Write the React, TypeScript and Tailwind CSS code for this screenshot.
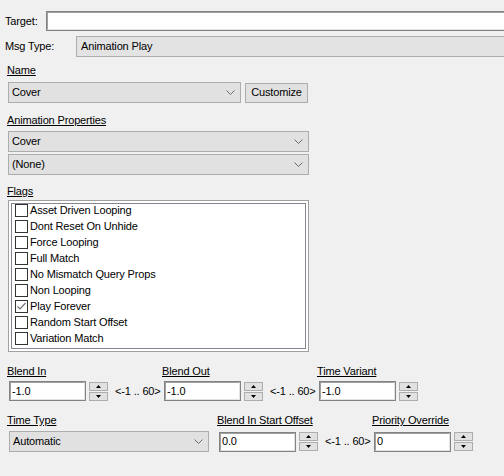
import React from "react";

function Chevron() {
  return (
    <svg width="9" height="5" viewBox="0 0 9 5" className="shrink-0">
      <polyline points="0.5,0.5 4.5,4.5 8.5,0.5" fill="none" stroke="#6a6a6a" strokeWidth="1" />
    </svg>
  );
}

function Combo({ text, className }: { text: string; className: string }) {
  return (
    <div className={"flex h-[21px] items-center justify-between border border-[#adadad] bg-[#e1e1e1] pl-[3px] pr-[5px] " + className}>
      <span className="leading-[13px]">{text}</span>
      <Chevron />
    </div>
  );
}

function TextBox({ value, className }: { value: string; className: string }) {
  return (
    <div className={"h-[20px] border border-[#828282] " + className}>
      <div className="flex h-full items-center border-t border-l border-t-[#a0a0a0] border-l-[#a0a0a0] border-b border-r border-b-[#e3e3e3] border-r-[#e3e3e3] bg-white pl-[1px]">
        <span className="leading-[13px]">{value}</span>
      </div>
    </div>
  );
}

function Spinner() {
  return (
    <div className="flex w-[19px] shrink-0 flex-col gap-[1px] self-start">
      <div className="flex h-[9px] items-center justify-center border border-[#adadad] bg-[#e1e1e1]">
        <svg width="5" height="3" viewBox="0 0 5 3">
          <polygon points="0,3 2.5,0 5,3" fill="#000" />
        </svg>
      </div>
      <div className="flex h-[9px] items-center justify-center border border-[#adadad] bg-[#e1e1e1]">
        <svg width="5" height="3" viewBox="0 0 5 3">
          <polygon points="0,0 5,0 2.5,3" fill="#000" />
        </svg>
      </div>
    </div>
  );
}

function Range({ className }: { className: string }) {
  return <div className={"shrink-0 leading-[13px] " + className}>{"<-1 .. 60>"}</div>;
}

const flags: [string, boolean][] = [
  ["Asset Driven Looping", false],
  ["Dont Reset On Unhide", false],
  ["Force Looping", false],
  ["Full Match", false],
  ["No Mismatch Query Props", false],
  ["Non Looping", false],
  ["Play Forever", true],
  ["Random Start Offset", false],
  ["Variation Match", false],
];

export default function App() {
  return (
    <div className="h-[476px] w-[504px] overflow-hidden bg-[#f0f0f0] font-['Liberation_Sans',Arial,sans-serif] text-[11px] tracking-[-0.15px] text-black">
      {/* Target */}
      <div className="flex items-center pl-[5px] pt-[11px]">
        <div className="w-[41px] shrink-0 leading-[13px]">Target:</div>
        <div className="h-[20px] w-[480px] shrink-0 border border-[#828282]">
          <div className="h-full border-t border-l border-t-[#a0a0a0] border-l-[#a0a0a0] border-b border-b-[#e3e3e3] bg-white" />
        </div>
      </div>
      {/* Msg Type */}
      <div className="mt-[5px] flex items-center pl-[5px]">
        <div className="w-[71px] shrink-0 leading-[13px]">Msg Type:</div>
        <div className="flex h-[21px] w-[460px] shrink-0 items-center border border-[#adadad] bg-[#e3e3e3] pl-[4px]">
          <span className="leading-[13px]">Animation Play</span>
        </div>
      </div>
      {/* Name */}
      <div className="mt-[7px] pl-[7px] leading-[13px] underline">Name</div>
      <div className="mt-[5px] flex items-center gap-[4px] pl-[8px]">
        <Combo text="Cover" className="w-[233px]" />
        <div className="flex h-[20px] w-[63px] items-center justify-center border border-[#adadad] bg-[#e1e1e1]">
          <span className="leading-[13px]">Customize</span>
        </div>
      </div>
      {/* Animation Properties */}
      <div className="mt-[11px] pl-[7px] leading-[13px] underline">Animation Properties</div>
      <div className="mt-[4px] flex flex-col gap-[2px] pl-[8px]">
        <Combo text="Cover" className="w-[301px]" />
        <Combo text="(None)" className="w-[301px]" />
      </div>
      {/* Flags */}
      <div className="mt-[10px] pl-[7px] leading-[13px] underline">Flags</div>
      <div className="mt-[2px] pl-[8px]">
        <div className="h-[152px] w-[301px] border border-[#a0a0a0] bg-white p-[2px]">
          <div className="h-full border border-[#828790] bg-white pl-[3px]">
            {flags.map(([label, checked]) => (
              <div key={label} className="flex h-[16px] items-start">
                <div className="h-[13px] w-[13px] shrink-0 border border-[#333333] bg-white">
                  {checked && (
                    <svg width="11" height="11" viewBox="0 0 11 11">
                      <polyline points="1.5,5.5 4,8 9.5,2" fill="none" stroke="#707070" strokeWidth="1.2" />
                    </svg>
                  )}
                </div>
                <span className="ml-[2px] leading-[13px]">{label}</span>
              </div>
            ))}
          </div>
        </div>
      </div>
      {/* Blend row labels */}
      <div className="mt-[13px] flex pl-[7px] leading-[13px]">
        <div className="w-[155px] shrink-0"><span className="underline">Blend In</span></div>
        <div className="w-[155px] shrink-0"><span className="underline">Blend Out</span></div>
        <div className="shrink-0"><span className="underline">Time Variant</span></div>
      </div>
      <div className="mt-[3px] flex items-center pl-[9px]">
        <TextBox value="-1.0" className="w-[77px] shrink-0" />
        <div className="ml-[3px]"><Spinner /></div>
        <Range className="w-[56px] pl-[7px]" />
        <TextBox value="-1.0" className="w-[77px] shrink-0" />
        <div className="ml-[3px]"><Spinner /></div>
        <Range className="w-[56px] pl-[7px]" />
        <TextBox value="-1.0" className="w-[77px] shrink-0" />
        <div className="ml-[3px]"><Spinner /></div>
      </div>
      {/* Time row labels */}
      <div className="mt-[13px] flex pl-[7px] leading-[13px]">
        <div className="w-[210px] shrink-0"><span className="underline">Time Type</span></div>
        <div className="w-[155px] shrink-0"><span className="underline">Blend In Start Offset</span></div>
        <div className="shrink-0"><span className="underline">Priority Override</span></div>
      </div>
      <div className="mt-[4px] flex items-center pl-[9px]">
        <Combo text="Automatic" className="w-[200px] shrink-0" />
        <TextBox value="0.0" className="ml-[10px] w-[77px] shrink-0" />
        <div className="ml-[3px]"><Spinner /></div>
        <Range className="w-[56px] pl-[7px]" />
        <TextBox value="0" className="w-[77px] shrink-0" />
        <div className="ml-[3px]"><Spinner /></div>
      </div>
    </div>
  );
}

Do this: Return all the lines that contain the string "React".

Full response:
Write the React, TypeScript and Tailwind CSS code for this screenshot.
import React from "react";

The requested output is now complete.